You are very welcome! I'm glad I could help.
Good vid dude. This beats reading the textbook
your videos are amazing its helped me so much with my stats class thank you
You are very welcome! I'm glad to be of help!
I got that using software (R), but you could also find that the value is close to 0.01 using a t table.
Thank you very much, very clear explanation, much appreciated !
great video, as always
Thanks!
Wow Understood in just a minute !! Thanks :)
You are very welcome!
like the explaining, goodjob
I'd like to reject my null hypothesis that I will pass this class
If I measure every pair not once, say 7 times across the week. How then does the calculation work? Do I need to average the 7 numbers of each pair and calculate the usual way?
So do we fail to reject the null hypothesis?
Hi JB, love your videos! I didnt quite catch your last point about how this sample isn't random and thus doesn't quite generalize to the larger population. Do you mean that a truly random sample would have sampled sets of twins randomly, capturing both normal and half-schizophrenic sets of twins?
Nicely done sir :D
My problem is identifying between dependent and independent populations and hence samples , can you help me out in identifying them without any problems?
If sample size is large, do we still use the t test statistic? Or do we change over to the z test statistic?
This helped a lot. Thanks :)
I'm glad to be of help!
Don't we have to do affected-not affected when we calculate the difference?
The conclusions, interpretations, and all the rest are the same whatever way we take the difference, only the sign of the sample mean, test statistic, and endpoints of the interval change. So if we're simply trying to investigate the question at hand, then we can take the difference whichever way we like. Some people might want to take the difference as affected - not affected, thus having the difference represent some "effect of schizophrenia", but that's not necessary. For the purposes of this example, I found that the explanations are a little more awkward to discuss with that pesky negative sign around, so I went with what resulted in a positive mean difference.
@@jbstatistics Thank you for so quick reply, yesterday , our teacher showed us as affected-no affected. :)
Thanks!
Thank you! Just one question, how did you get the p-value of 0.01? Thanks :D
There's this command in Rstudio (A statistics program) called pt, if you put in the following command:
pt(3,14,lower.tail = FALSE)
and then double that answer since it's a two-sided test, you get 0.01 if you round.
how did you get the p value to be 0.01? when i look on the z score chart 3.0= 9.987 (1-9.987)=0.001 isnt that the p value?
In this video I carry out a t test, and not a z test, so it wouldn't make sense to look up values in the standard normal table. The value I get in the video is from software, but one could look up a range of values in the t table.

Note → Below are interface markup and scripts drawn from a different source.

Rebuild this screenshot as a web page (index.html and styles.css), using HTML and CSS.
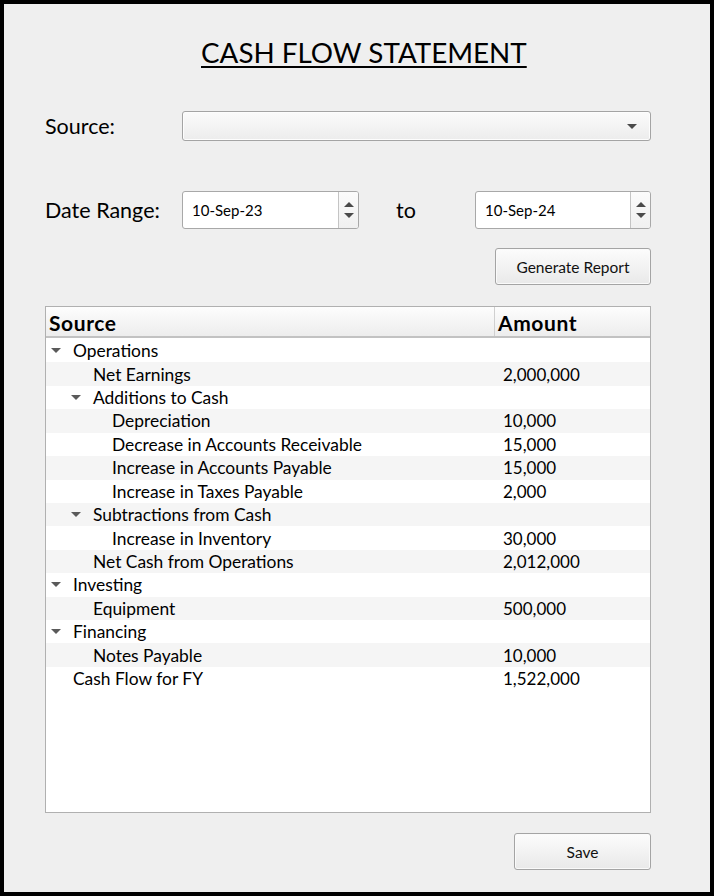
FILE: index.html
```html
<!DOCTYPE html>
<html>
<head>
<meta charset="utf-8">
<link rel="stylesheet" href="styles.css">
</head>
<body>
<div class="window">
  <div class="title-row"><h1 class="title">CASH FLOW STATEMENT</h1></div>

  <div class="row source-row">
    <label class="label">Source:</label>
    <div class="combo"><span class="combo-arrow"></span></div>
  </div>

  <div class="row date-row">
    <label class="label">Date Range:</label>
    <div class="spin">
      <span class="spin-text">10-Sep-23</span>
      <span class="spin-btns"><span class="up"></span><span class="down"></span></span>
    </div>
    <span class="to">to</span>
    <div class="spin spin2">
      <span class="spin-text">10-Sep-24</span>
      <span class="spin-btns"><span class="up"></span><span class="down"></span></span>
    </div>
  </div>

  <div class="btn-row"><button class="btn gen">Generate Report</button></div>

  <div class="tree">
    <div class="tree-head">
      <div class="hcell hsrc">Source</div>
      <div class="hcell hamt">Amount</div>
    </div>
    <div class="tree-body">
      <div class="trow"><div class="c1 l0"><span class="br open"></span>Operations</div><div class="c2"></div></div>
      <div class="trow"><div class="c1 l1"><span class="br"></span>Net Earnings</div><div class="c2">2,000,000</div></div>
      <div class="trow"><div class="c1 l1"><span class="br open"></span>Additions to Cash</div><div class="c2"></div></div>
      <div class="trow"><div class="c1 l2"><span class="br"></span>Depreciation</div><div class="c2">10,000</div></div>
      <div class="trow"><div class="c1 l2"><span class="br"></span>Decrease in Accounts Receivable</div><div class="c2">15,000</div></div>
      <div class="trow"><div class="c1 l2"><span class="br"></span>Increase in Accounts Payable</div><div class="c2">15,000</div></div>
      <div class="trow"><div class="c1 l2"><span class="br"></span>Increase in Taxes Payable</div><div class="c2">2,000</div></div>
      <div class="trow"><div class="c1 l1"><span class="br open"></span>Subtractions from Cash</div><div class="c2"></div></div>
      <div class="trow"><div class="c1 l2"><span class="br"></span>Increase in Inventory</div><div class="c2">30,000</div></div>
      <div class="trow"><div class="c1 l1"><span class="br"></span>Net Cash from Operations</div><div class="c2">2,012,000</div></div>
      <div class="trow"><div class="c1 l0"><span class="br open"></span>Investing</div><div class="c2"></div></div>
      <div class="trow"><div class="c1 l1"><span class="br"></span>Equipment</div><div class="c2">500,000</div></div>
      <div class="trow"><div class="c1 l0"><span class="br open"></span>Financing</div><div class="c2"></div></div>
      <div class="trow"><div class="c1 l1"><span class="br"></span>Notes Payable</div><div class="c2">10,000</div></div>
      <div class="trow"><div class="c1 l0"><span class="br"></span>Cash Flow for FY</div><div class="c2">1,522,000</div></div>
    </div>
  </div>

  <div class="btn-row save-row"><button class="btn save">Save</button></div>
</div>
</body>
</html>
```

FILE: styles.css
```css
* { box-sizing: border-box; }
html, body { margin: 0; padding: 0; }
body {
  width: 714px;
  height: 896px;
  font-family: Lato, "Open Sans", sans-serif;
  color: #000;
}
.window {
  width: 714px;
  height: 896px;
  border: 4px solid #000;
  background: #efefef;
  padding: 32px 59px 0 41px;
  display: flex;
  flex-direction: column;
}
.title-row {
  height: 40px;
  padding-left: 156px;
}
.title {
  margin: 0;
  font-weight: 400;
  font-size: 27.8px;
  line-height: 34px;
  text-decoration: underline;
  text-decoration-thickness: 2px;
  text-underline-offset: 3px;
  white-space: nowrap;
}
.row {
  display: flex;
  align-items: center;
}
.label {
  font-size: 21.5px;
  width: 137px;
  flex: none;
}
.source-row {
  margin-top: 35px;
  height: 30px;
}
.combo {
  flex: 1;
  height: 30px;
  border: 1px solid #a4a4a4;
  border-radius: 3px;
  background: linear-gradient(#fbfbfb, #ececec);
  box-shadow: inset 0 0 0 1px #fdfdfd;
  display: flex;
  align-items: center;
  justify-content: flex-end;
  padding-right: 13px;
}
.combo-arrow {
  width: 0;
  height: 0;
  border-left: 5px solid transparent;
  border-right: 5px solid transparent;
  border-top: 5px solid #4a4a4a;
}
.date-row {
  margin-top: 50px;
  height: 38px;
}
.spin {
  width: 177px;
  height: 38px;
  background: #fff;
  border: 1px solid #a8a8a8;
  border-radius: 3px;
  display: flex;
  align-items: center;
}
.spin2 { width: 176px; }
.spin-text {
  flex: 1;
  padding-left: 9px;
  font-size: 15px;
}
.spin-btns {
  width: 20px;
  height: 100%;
  border-left: 1px solid #c4c4c4;
  background: linear-gradient(#fbfbfb, #f0f0f0);
  border-radius: 0 2px 2px 0;
  display: flex;
  flex-direction: column;
  align-items: center;
  justify-content: center;
  gap: 6px;
}
.up {
  width: 0; height: 0;
  border-left: 5px solid transparent;
  border-right: 5px solid transparent;
  border-bottom: 5px solid #4a4a4a;
}
.down {
  width: 0; height: 0;
  border-left: 5px solid transparent;
  border-right: 5px solid transparent;
  border-top: 5px solid #4a4a4a;
}
.to {
  font-size: 21.5px;
  margin-left: 37px;
  width: 79px;
}
.btn-row {
  display: flex;
  justify-content: flex-end;
}
.btn {
  font-family: Lato, "Open Sans", sans-serif;
  font-size: 15.5px;
  color: #111;
  background: linear-gradient(#fcfcfc, #e9e9e9);
  border: 1px solid #a4a4a4;
  border-radius: 3px;
  box-shadow: inset 0 0 0 1px #fafafa;
  padding: 0;
}
.gen {
  margin-top: 19px;
  width: 156px;
  height: 37px;
}
.tree {
  margin-top: 21px;
  height: 507px;
  background: #fff;
  border: 1px solid #b0b0b0;
  display: flex;
  flex-direction: column;
}
.tree-head {
  display: flex;
  height: 31px;
  flex: none;
  background: linear-gradient(#fdfdfd, #ededed);
  border-bottom: 2px solid #c2c2c2;
}
.hcell {
  font-weight: 700;
  font-size: 21px;
  letter-spacing: 0.6px;
  display: flex;
  align-items: flex-end;
  padding-bottom: 1px;
}
.hsrc {
  width: 449px;
  padding-left: 3px;
  border-right: 1px solid #d0d0d0;
}
.hamt {
  flex: 1;
  padding-left: 3px;
}
.tree-body {
  padding-top: 1px;
}
.trow {
  display: flex;
  height: 23.43px;
  align-items: center;
  font-size: 17.4px;
}
.trow:nth-child(even) { background: #f5f5f5; }
.c1 {
  width: 449px;
  display: flex;
  align-items: center;
}
.c2 {
  flex: 1;
  padding-left: 8px;
  font-size: 17px;
}
.l1 { padding-left: 20px; }
.l2 { padding-left: 39px; }
.br {
  width: 27px;
  flex: none;
  height: 10px;
  display: flex;
  align-items: center;
}
.br.open::before {
  content: "";
  margin-left: 5px;
  width: 0; height: 0;
  border-left: 5px solid transparent;
  border-right: 5px solid transparent;
  border-top: 5px solid #5a5a5a;
}
.save-row { margin-top: 20px; }
.save {
  width: 137px;
  height: 37px;
}
```
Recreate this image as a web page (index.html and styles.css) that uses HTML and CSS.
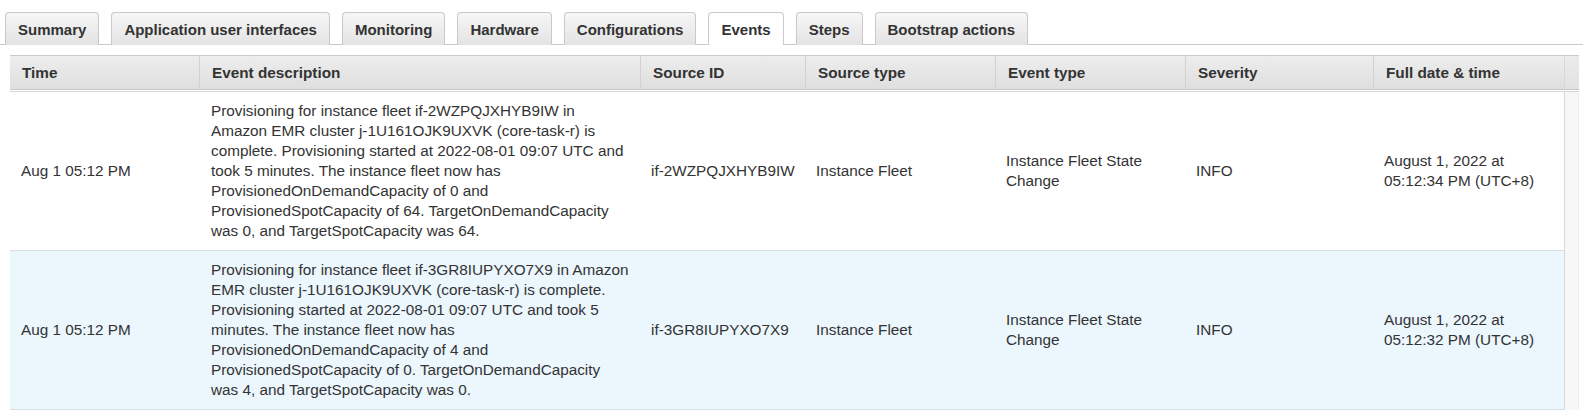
FILE: index.html
```html
<!DOCTYPE html>
<html>
<head>
<meta charset="utf-8">
<link rel="stylesheet" href="styles.css">
</head>
<body>
<div class="tabs">
  <div class="tab">Summary</div>
  <div class="tab">Application user interfaces</div>
  <div class="tab">Monitoring</div>
  <div class="tab">Hardware</div>
  <div class="tab">Configurations</div>
  <div class="tab active">Events</div>
  <div class="tab">Steps</div>
  <div class="tab">Bootstrap actions</div>
</div>
<div class="grid">
  <div class="head">
    <div class="hc">Time</div>
    <div class="hc">Event description</div>
    <div class="hc">Source ID</div>
    <div class="hc">Source type</div>
    <div class="hc">Event type</div>
    <div class="hc">Severity</div>
    <div class="hc">Full date &amp; time</div>
    <div class="hc scrollhead"></div>
  </div>
  <div class="bodywrap">
    <div class="rows">
      <div class="row">
        <div class="c">Aug 1 05:12 PM</div>
        <div class="c desc">Provisioning for instance fleet if-2WZPQJXHYB9IW in Amazon EMR cluster j-1U161OJK9UXVK (core-task-r) is complete. Provisioning started at 2022-08-01 09:07 UTC and took 5 minutes. The instance fleet now has ProvisionedOnDemandCapacity of 0 and ProvisionedSpotCapacity of 64. TargetOnDemandCapacity was 0, and TargetSpotCapacity was 64.</div>
        <div class="c nowrap">if-2WZPQJXHYB9IW</div>
        <div class="c">Instance Fleet</div>
        <div class="c">Instance Fleet State Change</div>
        <div class="c">INFO</div>
        <div class="c">August 1, 2022 at 05:12:34 PM (UTC+8)</div>
      </div>
      <div class="row hover">
        <div class="c">Aug 1 05:12 PM</div>
        <div class="c desc">Provisioning for instance fleet if-3GR8IUPYXO7X9 in Amazon EMR cluster j-1U161OJK9UXVK (core-task-r) is complete. Provisioning started at 2022-08-01 09:07 UTC and took 5 minutes. The instance fleet now has ProvisionedOnDemandCapacity of 4 and ProvisionedSpotCapacity of 0. TargetOnDemandCapacity was 4, and TargetSpotCapacity was 0.</div>
        <div class="c nowrap">if-3GR8IUPYXO7X9</div>
        <div class="c">Instance Fleet</div>
        <div class="c">Instance Fleet State Change</div>
        <div class="c">INFO</div>
        <div class="c">August 1, 2022 at 05:12:32 PM (UTC+8)</div>
      </div>
    </div>
    <div class="track"></div>
  </div>
</div>
</body>
</html>
```
FILE: styles.css
```css
html, body {
  margin: 0;
  padding: 0;
  background: #fff;
}
body {
  font-family: "Liberation Sans", Arial, Helvetica, sans-serif;
  font-size: 15.3px;
  color: #333;
  overflow: hidden;
}
.tabs {
  display: flex;
  gap: 12px;
  padding: 12px 0 0 5px;
  border-bottom: 1px solid #c9c9c9;
  height: 32px;
}
.tab {
  box-sizing: border-box;
  height: 33px;
  padding: 0 12px;
  display: flex;
  align-items: center;
  font-size: 15px;
  font-weight: bold;
  color: #333;
  border: 1px solid #c9c9c9;
  border-bottom: none;
  border-radius: 4px 4px 0 0;
  background: linear-gradient(#f6f6f6, #e3e3e3);
}
.tab.active {
  background: #fff;
}
.grid {
  margin: 10px 0 0 10px;
  width: 1569px;
}
.head {
  display: grid;
  grid-template-columns: 189px 441px 165px 190px 190px 188px 191px 15px;
  height: 33px;
  border-top: 1px solid #cbcbcb;
  border-bottom: 1px solid #c6c6c6;
  background: linear-gradient(#ededed, #dfdfdf);
}
.hc {
  display: flex;
  align-items: center;
  padding-left: 12px;
  font-weight: bold;
  color: #333;
  border-left: 1px solid #d2d2d2;
  white-space: nowrap;
}
.hc:first-child {
  border-left: none;
}
.hc.scrollhead {
  padding: 0;
  border-left: 1px solid #d8d8d8;
  background: linear-gradient(#ebebeb, #e2e2e2);
}
.bodywrap {
  display: flex;
  margin-top: 1px;
  border-top: 1px solid #d6d6d6;
}
.rows {
  width: 1554px;
  border-right: 1px solid #d9d9d9;
}
.row {
  display: grid;
  grid-template-columns: 189px 441px 165px 190px 190px 188px 191px;
  align-items: center;
  border-bottom: 1px solid #d9dde2;
  line-height: 20px;
}
.row.hover {
  background: #ebf6fd;
}
.c {
  padding: 9px 8px 9px 11px;
}
.c.desc {
  padding-left: 12px;
  padding-right: 8.5px;
}
.c.nowrap {
  white-space: nowrap;
}
.track {
  width: 13px;
  background: #f7f7f7;
  border-right: 1px solid #ececec;
}
```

how did you find the standard deviation?
It's the regular sample standard deviation formula applied to the 15 differences.
i got it! thanks!
thank you sir... because i will get more of interesting problems.. also how touse shortcut methods in that problems..once again thank you so much sir... I'm SACHIN HALAJOLE Rani Channamma university Belagavi .. Mcom student
You are very welcome! I'm very glad I can be of help to students around the world!
Why don't you use the formula with sigma to find standard deviations of differences
The primary reason is that we don't know the value of sigma (the population standard deviation). In this example we have sample data, and we have a sample standard deviation. This is typically the case in practice.
You're amazing
Thanks!
It seems like he is developing schizophrenia as the video progresses, nice helpful video though.
SE(X) hehehehehe
but seriously, very helpful once again, thank you
You are very welcome!
was looking for this comment
cool!!!
Very, very cool :)
Thank you!
That schizophrenia example is a bit morbid lol. I keep seeing morbid problems in statistics.